Oh my, is there anything smarter than a Hav? Yep! Two Havs! ound:


----------



## lcy_pt (Aug 17, 2007)

ound:ound: Of course looking at your Avatar.....look at the faces on those little imps!!


----------



## Renee (Mar 27, 2008)

FUNNY story! Thanks for the laugh this morning.
These guys are just too smart for their own good....


----------



## HavaneseSoon (Nov 4, 2008)

Petaluna said:


> OMG, that is so funny. I always wonder what you do when the "cure" backfires in that sort of fashion. My hunch would be keep trying because I bet in next couple of tries they will figure out what it is you really want, if they ran back to their pens after only 4 tries. Smart!
> 
> Alternately, and this is just from watching Victoria Stillwell on animal planet, maybe if you can distract them long enough to stop barking - stand in front of them to put their attention on you, then treat when they are quiet for a few seconds so they know if they are in front of the window and quiet, this is a good thing? Then if they bark, close the blinds so they can't look out? Open them a bit and if they bark, close them again. She did something like that in a car with some big great danes that would bark at everything while driving and it worked.

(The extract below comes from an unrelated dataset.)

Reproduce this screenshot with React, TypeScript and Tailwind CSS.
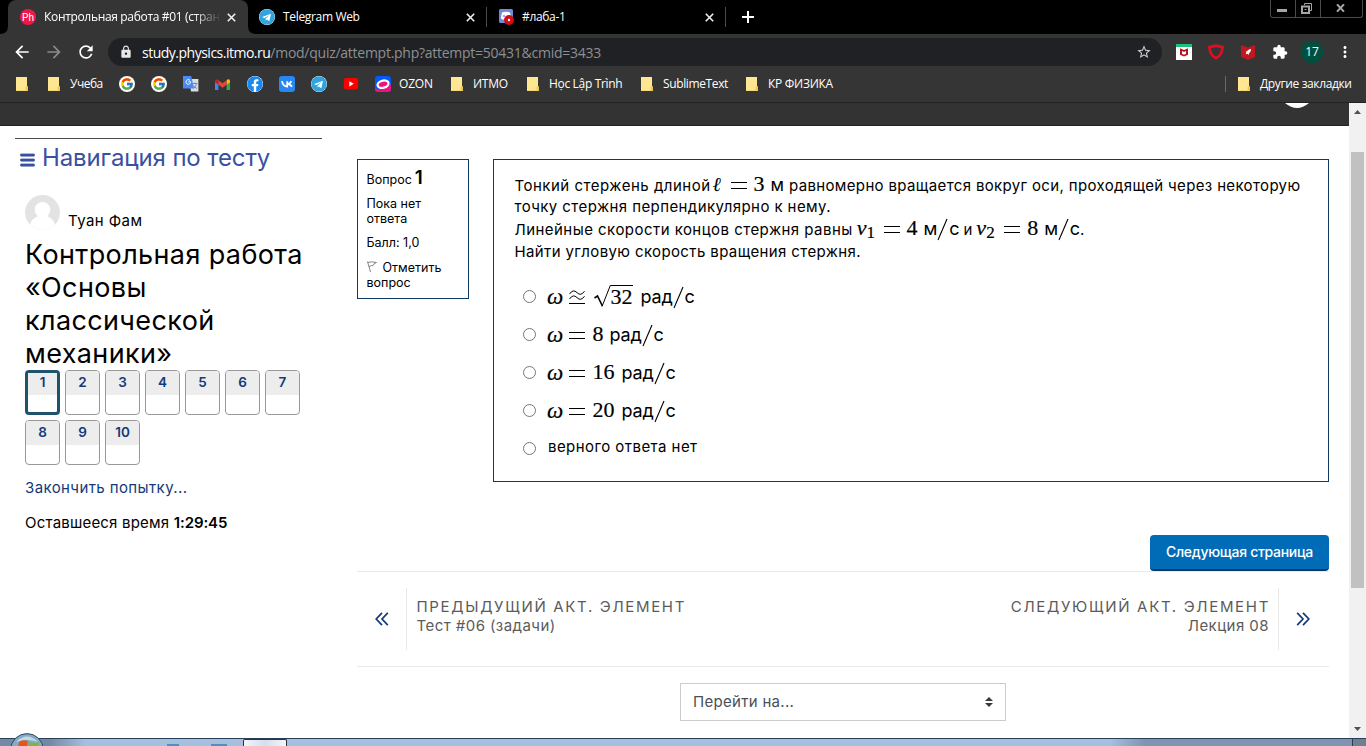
import type { ReactNode } from "react";
import { FaBars, FaFacebook, FaTelegram } from "react-icons/fa";
import { FcGoogle } from "react-icons/fc";
import { MdArrowBack, MdArrowForward, MdExtension, MdLock, MdMoreVert, MdRefresh, MdStarBorder } from "react-icons/md";

function Close({ c = "" }: { c?: string }) {
  return (
    <svg className={`h-[9px] w-[9px] shrink-0 ${c}`} viewBox="0 0 9 9" stroke="#f1f1f1" strokeWidth="1.6">
      <path d="M.8 .8 8.2 8.2M8.2 .8 .8 8.2" />
    </svg>
  );
}

function Folder() {
  return (
    <svg className="h-[14px] w-[12px] shrink-0" viewBox="0 0 12 14">
      <path d="M0 0H11V9L12 10V14H0Z" fill="#ffe693" />
      <path d="M0 13.4H12V14H0ZM9.6 14V10L11 9L12 10V14Z" fill="#f1c94f" />
    </svg>
  );
}

function Telegram() {
  return <FaTelegram className="h-4 w-4 shrink-0 rounded-full bg-white text-[#2ca5e0]" />;
}

function GoogleBadge() {
  return (
    <span className="flex h-4 w-4 items-center justify-center rounded-full bg-white">
      <FcGoogle className="h-[14px] w-[14px]" />
    </span>
  );
}

function Slot({ w, children }: { w: string; children: ReactNode }) {
  return <div className={`flex shrink-0 items-center whitespace-nowrap ${w}`}>{children}</div>;
}

function TabStrip() {
  return (
    <div className="flex h-[34px] shrink-0 items-start bg-black pl-2 text-[12px] tracking-[-0.33px] text-white">
      <div className="relative flex h-[34px] w-[240px] shrink-0 items-center rounded-t-lg bg-[#353535] pl-3">
        <svg className="absolute bottom-0 -left-2 h-2 w-2" viewBox="0 0 8 8"><path d="M8 0V8H0Q8 8 8 0Z" fill="#353535" /></svg>
        <svg className="absolute -right-2 bottom-0 h-2 w-2" viewBox="0 0 8 8"><path d="M0 0V8H8Q0 8 0 0Z" fill="#353535" /></svg>
        <span className="flex h-4 w-4 shrink-0 items-center justify-center rounded-full bg-[#ec1946] font-['Roboto',sans-serif] text-[10px] tracking-normal">Ph</span>
        <span className="ml-2 w-[183px] whitespace-nowrap [mask-image:linear-gradient(to_right,black_150px,transparent_177px)]">
          Контрольная работа #01 (стран
        </span>
        <Close />
      </div>
      <div className="flex h-[34px] w-[239px] shrink-0 items-center pl-[11px]">
        <Telegram />
        <span className="ml-2 w-[183px]">Telegram Web</span>
        <Close />
        <span className="ml-auto h-5 w-px bg-[#4a4a4a]" />
      </div>
      <div className="flex h-[34px] w-[239px] shrink-0 items-center pl-3">
        <svg className="h-4 w-[15px] shrink-0" viewBox="0 0 15 16">
          <rect width="14" height="14" rx="1.5" fill="#7289da" />
          <path d="M3 3.5Q7 2 11 3.5L12.4 9Q11 11 9.4 10.5H4.6Q3 11 1.8 9Z" fill="#fff" />
          <circle cx="5" cy="7" r="1" fill="#7289da" />
          <circle cx="10" cy="11" r="5" fill="#d40c14" />
          <circle cx="10" cy="11" r="1.2" fill="#fff" />
        </svg>
        <span className="ml-2 w-[183px]">#лаба-1</span>
        <Close />
        <span className="ml-auto h-5 w-px bg-[#4a4a4a]" />
      </div>
      <svg className="mt-[11px] ml-4 h-3 w-3 shrink-0" viewBox="0 0 12 12" stroke="#fff" strokeWidth="2">
        <path d="M6 0V12M0 6H12" />
      </svg>
      <div className="mr-[3px] ml-auto flex h-[18px] w-[93px] rounded-b-[3px] border border-t-0 border-[#4b4b4b]">
        <div className="flex w-[25px] justify-center border-r border-[#4b4b4b] pt-[9px] pr-[2px]">
          <span className="h-[3px] w-[10px] bg-[#a5a5a5]" />
        </div>
        <div className="flex w-[25px] justify-center border-r border-[#4b4b4b] pt-[3px] pr-[4px]">
          <svg className="h-[11px] w-[11px]" viewBox="0 0 11 11" fill="none" stroke="#a5a5a5">
            <path d="M3.5 2V.5H10.5V7.5H9" />
            <rect x="1" y="3.5" width="7" height="6.5" strokeWidth="2" />
            <path d="M3.5 6.5H5.5" />
          </svg>
        </div>
        <div className="flex flex-1 justify-center pt-1 pr-[2px]">
          <svg className="h-2 w-[9px]" viewBox="0 0 9 8" stroke="#a5a5a5" strokeWidth="2">
            <path d="M1 .3 8 7.7M8 .3 1 7.7" />
          </svg>
        </div>
      </div>
    </div>
  );
}

function Toolbar() {
  return (
    <div className="flex h-9 shrink-0 items-center bg-[#353535] text-white">
      <MdArrowBack className="ml-3 h-5 w-5" />
      <MdArrowForward className="ml-3 h-5 w-5 text-[#8a8a8a]" />
      <MdRefresh className="ml-3 h-5 w-5" />
      <div className="ml-3 flex h-7 w-[1054px] items-center rounded-full bg-[#202124] pl-[11px]">
        <MdLock className="h-[14px] w-[14px] text-[#e8e8e8]" />
        <span className="ml-[9px] whitespace-nowrap text-[14px]">
          <span className="tracking-[-0.5px]">study.physics.itmo.ru</span>
          <span className="tracking-[-0.26px] text-[#8d9093]">/mod/quiz/attempt.php?attempt=50431&amp;cmid=3433</span>
        </span>
        <MdStarBorder className="mr-[10px] ml-auto h-4 w-4 text-[#cfcfcf]" />
      </div>
      <svg className="ml-[14px] h-4 w-4" viewBox="0 0 16 16">
        <path d="M0 0H16V16H0Z" fill="#fff" />
        <path d="M0 0H16V3H0Z" fill="#1fc07e" />
        <path d="M4 4.2 8 6 12 4.2V10.8L8 12.6 4 10.8Z" fill="#b5151d" />
        <path d="M6 7 8 8 10 7V9.8L8 10.8 6 9.8Z" fill="#fff" />
      </svg>
      <svg className="ml-4 h-4 w-4" viewBox="0 0 16 16" fill="none" stroke="#d90f23" strokeWidth="2.8" strokeLinejoin="round">
        <path d="M8 1.6C10 2.4 12 2.8 14.6 2.8C14.4 8 12.5 12 8 14.2C3.5 12 1.6 8 1.4 2.8C4 2.8 6 2.4 8 1.6Z" />
      </svg>
      <svg className="ml-4 h-4 w-4" viewBox="0 0 16 16">
        <path d="M1 1 8 3.4 15 1V13L8 16 1 13Z" fill="#c01820" />
        <path d="M11 5C9.2 5.1 8 6 7.2 7.2L5.4 7.8 6.4 8.8 5.6 10.6 7.4 9.8 8.6 11 9 9.2C10.4 8.2 11 7.2 11 5Z" fill="#fff" />
      </svg>
      <MdExtension className="ml-4 h-4 w-4" />
      <span className="ml-[13px] flex h-[22px] w-[22px] items-center justify-center rounded-full bg-[#00503f] text-[12px]">17</span>
      <MdMoreVert className="ml-[13px] h-[18px] w-[18px]" />
    </div>
  );
}

function Bookmarks() {
  return (
    <div className="flex h-8 shrink-0 items-start bg-[#353535] pt-[6px] pl-4 text-[12px] tracking-[-0.37px] text-white">
      <div className="flex h-4 flex-1 items-center">
        <Slot w="w-8"><Folder /></Slot>
        <Slot w="w-[71px]"><Folder /><span className="ml-[10px] tracking-[-0.5px]">Учеба</span></Slot>
        <Slot w="w-8"><GoogleBadge /></Slot>
        <Slot w="w-8"><GoogleBadge /></Slot>
        <Slot w="w-8">
          <svg className="h-4 w-4" viewBox="0 0 16 16">
            <path d="M6 3H15.4V15.6H8Z" fill="#d9dde2" />
            <path d="M9.5 7.5H14.5M12 6.5V7.5M10.3 12.5Q13 11 13.6 7.5M10.5 9.5Q11.5 11.5 14 12.5" stroke="#66788c" fill="none" strokeWidth=".8" />
            <path d="M0 0H8.2L11 12.5H0Z" fill="#4a8af4" />
            <path d="M7.8 5.8H5.4M7 4.4A2.3 2.3 0 1 0 7.6 6.2" stroke="#fff" fill="none" />
          </svg>
        </Slot>
        <Slot w="w-8">
          <svg className="h-[11px] w-[15px]" viewBox="0 0 15 11">
            <path d="M0 2V11H3.4V4Z" fill="#4285f4" />
            <path d="M15 2V11H11.6V4Z" fill="#34a853" />
            <path d="M11.6 5.8V1.2Q13 -.2 14.4 .6Q15 1 15 3.2Z" fill="#fbbc04" />
            <path d="M3.4 5.8V1.2Q2 -.2 .6 .6Q0 1 0 3.2Z" fill="#c5221f" />
            <path d="M3.4 1.2 7.5 4.3 11.6 1.2V5.8L7.5 8.8 3.4 5.8Z" fill="#ea4335" />
          </svg>
        </Slot>
        <Slot w="w-8"><FaFacebook className="h-4 w-4 rounded-full bg-white text-[#1689f5]" /></Slot>
        <Slot w="w-8">
          <svg className="h-4 w-4" viewBox="0 0 16 16">
            <rect width="16" height="16" rx="3" fill="#2787f5" />
            <path d="M3 5.2Q4 10.6 8.2 10.6V5.2M8.4 8.1Q11 7.8 12.4 5.2M8.4 8.1Q11.4 8.2 12.9 10.8" fill="none" stroke="#fff" strokeWidth="1.8" />
          </svg>
        </Slot>
        <Slot w="w-8"><Telegram /></Slot>
        <Slot w="w-8">
          <svg className="h-[12px] w-4" viewBox="0 0 16 12">
            <rect x=".8" width="14.4" height="11.5" rx="2.4" fill="#f00" />
            <path d="M6.3 3.2 10.8 5.8 6.3 8.4Z" fill="#fff" />
          </svg>
        </Slot>
        <Slot w="w-[76px]">
          <svg className="h-4 w-4" viewBox="0 0 16 16">
            <rect width="16" height="16" rx="3" fill="#005bff" />
            <path d="M0 12Q8 16 16 8V13Q16 16 13 16H3Q0 16 0 13Z" fill="#f1117e" />
            <ellipse cx="8" cy="8.2" rx="5.6" ry="3.6" transform="rotate(-14 8 8)" fill="#f1117e" stroke="#fff" strokeWidth="2.2" />
          </svg>
          <span className="ml-2 tracking-[-0.2px]">OZON</span>
        </Slot>
        <Slot w="w-[76px]"><Folder /><span className="ml-[10px] tracking-[-0.28px]">ИТМО</span></Slot>
        <Slot w="w-[114px]"><Folder /><span className="ml-[10px] tracking-[-0.33px]">Học Lập Trình</span></Slot>
        <Slot w="w-[105px]"><Folder /><span className="ml-[10px]">SublimeText</span></Slot>
        <Slot w="w-[100px]"><Folder /><span className="ml-[10px] tracking-[-0.28px]">КР ФИЗИКА</span></Slot>
        <span className="mr-3 ml-auto h-4 w-px bg-[#6a6a6a]" />
        <Slot w="w-[128px]"><Folder /><span className="ml-[10px]">Другие закладки</span></Slot>
      </div>
    </div>
  );
}

const NAV = [1, 2, 3, 4, 5, 6, 7, 8, 9, 10];

function Sidebar() {
  return (
    <aside className="ml-[15px] w-[307px] shrink-0 pt-3">
      <div className="h-px bg-[#4d4d4d]" />
      <h2 className="flex h-[38px] items-center pl-[5px] text-[24px] leading-[38px] tracking-[-0.12px] whitespace-nowrap text-[#3a50a0]">
        <FaBars className="mt-[3px] mr-[7px] h-4 w-[15px]" strokeWidth="20" stroke="currentColor" />
        Навигация по тесту
      </h2>
      <div className="pl-[10px]">
        <div className="mt-[17px] flex h-9 items-end">
          <svg className="h-[35px] w-[35px]" viewBox="0 0 35 35">
            <defs>
              <clipPath id="avatar"><circle cx="17.5" cy="17.5" r="17.5" /></clipPath>
            </defs>
            <g clipPath="url(#avatar)">
              <rect width="35" height="35" fill="#e3e3e3" />
              <path d="M17.5 7C21.8 7 25.3 10.3 25.3 14.4C25.3 17.3 24 19.6 22 21C26 22.6 28.6 25.2 30 29.5L26 36H9L5 29.5C6.4 25.2 9 22.6 13 21C11 19.6 9.7 17.3 9.7 14.4C9.7 10.3 13.2 7 17.5 7Z" fill="#fff" />
            </g>
          </svg>
          <span className="ml-2 h-[26px] text-[15px] leading-[34px] tracking-[0.42px]">Туан Фам</span>
        </div>
        <h3 className="mt-2 text-[27px] leading-[33px] tracking-[0.37px] whitespace-nowrap">
          Контрольная работа
          <br />
          «Основы
          <br />
          классической
          <br />
          механики»
        </h3>
        <div className="flex w-[290px] flex-wrap gap-[5px]">
          {NAV.map((n) => (
            <div
              key={n}
              className={`h-[45px] w-[35px] overflow-hidden rounded-[4px] text-center text-[13.5px] font-semibold text-[#123a78] ${
                n === 1 ? "border-[3px] border-[#1f536b]" : "border border-[#989898]"
              }`}
            >
              <div className={`bg-[#ededed] ${n === 1 ? "h-[22px] leading-[19px]" : "h-6 leading-[23px]"}`}>{n}</div>
            </div>
          ))}
        </div>
        <div className="mt-3 text-[15px] leading-[22px] tracking-[0.4px] text-[#123a78]">Закончить попытку...</div>
        <div className="mt-[13px] text-[15px] leading-[22px] whitespace-nowrap">
          <span className="tracking-[0.2px]">Оставшееся время </span>
          <span className="font-semibold tracking-[-0.1px]">1:29:45</span>
        </div>
      </div>
    </aside>
  );
}

function Eq({ c = "" }: { c?: string }) {
  return (
    <svg className={`inline-block h-[7px] w-4 shrink-0 ${c}`} viewBox="0 0 16 7">
      <path d="M0 .5H16M0 6.5H16" stroke="#000" />
    </svg>
  );
}

function Unit({ c, first }: { c: string; first: string }) {
  return (
    <span className={`inline-flex items-center text-[18px] leading-[22px] ${c}`}>
      <span className="tracking-[-0.2px]">{first}</span>
      <svg className="mr-px h-[23px] w-[11px] shrink-0" viewBox="0 0 11 23">
        <path d="M1 22 10 1" stroke="#000" strokeWidth="1.1" />
      </svg>
      <span>с</span>
    </span>
  );
}

function Num({ children, c = "" }: { children: ReactNode; c?: string }) {
  return (
    <span className={`inline-block font-['Liberation_Serif',serif] text-[22px] leading-[22px] [-webkit-text-stroke:0.2px_#000] ${c}`}>
      {children}
    </span>
  );
}

function Sub({ children }: { children: ReactNode }) {
  return (
    <span className="mt-[7px] inline-block w-2 font-['Liberation_Serif',serif] text-[17px] leading-[17px] [-webkit-text-stroke:0.2px_#000]">
      {children}
    </span>
  );
}

function Radio() {
  return <span className="h-[13px] w-[13px] shrink-0 rounded-full border border-[#767676] bg-white" />;
}

function Option({ children }: { children: ReactNode }) {
  return (
    <div className="flex h-[38px] items-center">
      <Radio />
      <span className="mt-[2px] ml-[11.5px] w-[21.5px] font-['Liberation_Serif',serif] text-[23px] leading-[24px] italic [-webkit-text-stroke:0.2px_#000]">ω</span>
      {children}
    </div>
  );
}

function Question() {
  return (
    <div className="h-[323px] w-[836px] border border-[#0f3a62] pt-[14px] pl-[20.5px] text-[15px] leading-[22px]">
      <div className="flex h-[22px] items-center whitespace-nowrap">
        <span className="pt-[2px] tracking-[0.5px]">Тонкий стержень длиной</span>
        <span className="ml-[2px] -mt-[2px] w-[17px] font-['Liberation_Serif',serif] text-[20px] leading-[22px] italic">ℓ</span>
        <Eq c="ml-px" />
        <Num c="ml-[7px] -mt-[2px]">3</Num>
        <span className="ml-[6px] text-[17.5px]">м</span>
        <span className="ml-[5px] pt-[2px] tracking-[0.35px]">равномерно вращается вокруг оси, проходящей через некоторую</span>
      </div>
      <div className="tracking-[0.42px]">точку стержня перпендикулярно к нему.</div>
      <div className="flex h-[22px] items-center whitespace-nowrap">
        <span className="pt-[2px] tracking-[0.46px]">Линейные скорости концов стержня равны</span>
        <Num c="ml-1 -mt-[2px] italic">v</Num>
        <Sub>1</Sub>
        <Eq c="ml-[9px]" />
        <Num c="ml-[7px] -mt-[2px]">4</Num>
        <Unit c="ml-[6px]" first="м" />
        <span className="ml-1 pt-[2px]">и</span>
        <Num c="ml-[4px] -mt-[2px] italic">v</Num>
        <Sub>2</Sub>
        <Eq c="ml-[10px]" />
        <Num c="ml-[7px] -mt-[2px]">8</Num>
        <Unit c="ml-[6px]" first="м" />
        <span className="pt-[2px]">.</span>
      </div>
      <div className="pt-px tracking-[0.38px]">Найти угловую скорость вращения стержня.</div>
      <div className="mt-[14px] pl-2">
        <Option>
          <svg className="mt-[2px] h-[15px] w-4 shrink-0" viewBox="0 0 16 15" fill="none" stroke="#000">
            <path d="M.5 4Q4.2 -1.4 8 2.6T15.5 1.2M.5 9Q4.2 3.6 8 7.6T15.5 6.2M0 13.5H16" />
          </svg>
          <svg className="ml-[9px] h-[24px] w-[17px] shrink-0" viewBox="0 0 17 24" fill="none" stroke="#000">
            <path d="M.5 14 3.5 12 8.4 22" strokeWidth="1.6" />
            <path d="M8 22.5 16.5 1" />
          </svg>
          <Num c="border-t border-black">32</Num>
          <Unit c="ml-[8px] mt-[2px]" first="рад" />
        </Option>
        <Option><Eq c="mt-[2px]" /><Num c="ml-[8px]">8</Num><Unit c="ml-[6px] mt-[2px]" first="рад" /></Option>
        <Option><Eq c="mt-[2px]" /><Num c="ml-[8px]">16</Num><Unit c="ml-[7px] mt-[2px]" first="рад" /></Option>
        <Option><Eq c="mt-[2px]" /><Num c="ml-[8px]">20</Num><Unit c="ml-[7px] mt-[2px]" first="рад" /></Option>
        <div className="flex h-[38px] items-center">
          <Radio />
          <span className="mb-[2px] ml-[12.5px] tracking-[0.45px]">верного ответа нет</span>
        </div>
      </div>
    </div>
  );
}

function Info() {
  return (
    <div className="h-[140px] w-[112px] border border-[#0f3a62] pt-[5px] pl-[8.5px] text-[12.5px] leading-[15px]">
      <div className="flex h-[26px] items-baseline whitespace-nowrap">
        Вопрос<span className="ml-[3px] text-[19px] leading-[26px] font-semibold">1</span>
      </div>
      <div className="mt-[5px]">Пока нет<br />ответа</div>
      <div className="mt-[9px]">Балл: 1,0</div>
      <div className="mt-[10px]">
        <svg className="mr-[6px] -mt-1 inline-block h-[11px] w-[10px]" viewBox="0 0 10 11" fill="none" stroke="#777" strokeWidth=".9">
          <path d="M.5 .5 3.5 11M.8 1.5Q4 .2 9.5 1.5Q6.5 2.5 6 4.5Q4.5 4.5 2 5.5" />
        </svg>
        Отметить<br />вопрос
      </div>
    </div>
  );
}

function Chevrons({ flip = false }: { flip?: boolean }) {
  return (
    <svg className={`h-[14px] w-[14px] ${flip ? "-ml-[2px] rotate-180" : "ml-px"}`} viewBox="0 0 14 14" fill="none" stroke="#123a78" strokeWidth="1.7">
      <path d="M7 .8 1.2 7 7 13.2M12.8 .8 7 7 12.8 13.2" />
    </svg>
  );
}

export default function App() {
  return (
    <div className="flex h-[746px] w-[1366px] flex-col overflow-hidden bg-white font-['Open_Sans','Noto_Sans',sans-serif]">
      <TabStrip />
      <Toolbar />
      <Bookmarks />
      <div className="h-px shrink-0 bg-[#222]" />
      <div className="flex h-[635px] shrink-0 font-['Inter','Roboto',sans-serif] text-black">
        <div className="w-[1349px]">
          <div className="flex h-[23px] justify-end overflow-hidden border-b border-[#222] bg-[#333]">
            <svg className="mr-[40px] h-[5px] w-6" viewBox="0 0 24 5"><path d="M0 0H24Q12 10 0 0Z" fill="#fff" /></svg>
          </div>
          <div className="flex">
            <Sidebar />
            <main className="ml-[35px] w-[972px] pt-[33px]">
              <div className="flex justify-between">
                <Info />
                <Question />
              </div>
              <div className="mt-[53px] flex justify-end">
                <button className="h-9 w-[179px] rounded-[4px] border-b-2 border-[#003a66] bg-[#006cb7] pb-px text-[14px] font-medium tracking-[-0.3px] text-white">
                  Следующая страница
                </button>
              </div>
              <div className="flex h-24 items-start justify-between border-y border-[#e9e9e9] pt-4 text-[15px] leading-[19px] text-[#5b5b5b]">
                <div className="flex h-[62px]">
                  <div className="flex w-[50px] items-center justify-center border-r border-[#e9e9e9]"><Chevrons /></div>
                  <div className="pt-[9px] pl-[9.5px]">
                    <div className="tracking-[1.67px]">ПРЕДЫДУЩИЙ АКТ. ЭЛЕМЕНТ</div>
                    <div className="tracking-[0.45px]">Тест #06 (задачи)</div>
                  </div>
                </div>
                <div className="flex h-[62px]">
                  <div className="pt-[9px] pr-2 text-right">
                    <div className="tracking-[1.68px]">СЛЕДУЮЩИЙ АКТ. ЭЛЕМЕНТ</div>
                    <div className="pr-px tracking-[0.45px]">Лекция 08</div>
                  </div>
                  <div className="flex w-[51px] items-center justify-center border-l border-[#e9e9e9]"><Chevrons flip /></div>
                </div>
              </div>
              <div className="mt-4 ml-[323px] flex h-[38px] w-[326px] items-center justify-between border border-[#cacdd0] pr-3 pl-3 text-[15px] tracking-[0.3px] text-[#495057]">
                Перейти на...
                <svg className="h-[10px] w-2" viewBox="0 0 8 10"><path d="M0 4H8L4 0ZM0 6H8L4 10Z" fill="#343a40" /></svg>
              </div>
            </main>
          </div>
        </div>
        <div className="flex w-[17px] flex-col items-center bg-[#f1f1f1]">
          <svg className="mt-[7px] h-1 w-[7px]" viewBox="0 0 7 4"><path d="M0 4 3.5 0 7 4Z" fill="#505050" /></svg>
          <div className="mt-[38px] h-[436px] w-[13px] bg-[#c1c1c1]" />
          <svg className="mt-auto mb-[7px] h-1 w-[7px]" viewBox="0 0 7 4"><path d="M0 0 3.5 4 7 0Z" fill="#505050" /></svg>
        </div>
      </div>
      <div className="relative flex h-2 shrink-0 border-t border-[#2c3f58] bg-[linear-gradient(to_right,#7489a3_50px,#a5bfdf_85px,#a5bfdf_1110px,#7f94b0_1145px,#7f94b0)]">
        <div className="mt-[5px] ml-[167px] h-[2px] w-3 bg-[#4f90bd]" />
        <div className="mt-[5px] ml-8 h-[2px] w-4 bg-[#4f90bd]" />
        <div className="ml-[16px] h-2 w-11 rounded-t-[2px] border border-b-0 border-[#2b3442] bg-linear-to-r from-[#f3f6fa] via-[#d5dfeb] to-[#f3f6fa]" />
        <div className="ml-auto w-[14px] border-l border-[#303c4c] bg-[#6d7f93]" />
        <svg className="absolute top-[-6px] left-[10px] h-[14px] w-[34px]" viewBox="0 0 34 14">
          <circle cx="17" cy="17" r="16.4" fill="#86a9c4" stroke="#2c4a68" />
          <path d="M6 9Q17 -2 28 9Q17 5 6 9Z" fill="#c3d9e6" />
          <path d="M9 9Q13 6 18 8L17 14H8Z" fill="#e2561d" />
          <path d="M19 9Q24 11 29 9L28 14H18Z" fill="#7fb53c" />
        </svg>
      </div>
    </div>
  );
}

I remember this episode, very smart suggestion....try it out and see if it works and let us know.

I am also working on the barking.....it is getting quieter....Dexter starts off with a low growl and I try to catch the barking early, so I can distract him.

It's working, just a everyday training all the time.


----------



## Evye's Mom (Dec 16, 2008)

Obviously sometimes the consequences are just worth it !!! A little time out in the pen versus not being able to resist something worth barking about. Too cute.

I have a barker too. Right now I am using clicker/treat. I tell her to shhhh !!! When she stops even for a second to make eye contact with me, I click/treat and say shhh. Some times the treat is worth it, sometimes not. It's not perfect but we are making some progress. One thing I read was to be fair...the door bell ringing or a squirrel out in the yard is worth more barks than a leave blowing in the neighbor's yard 5 houses down.


----------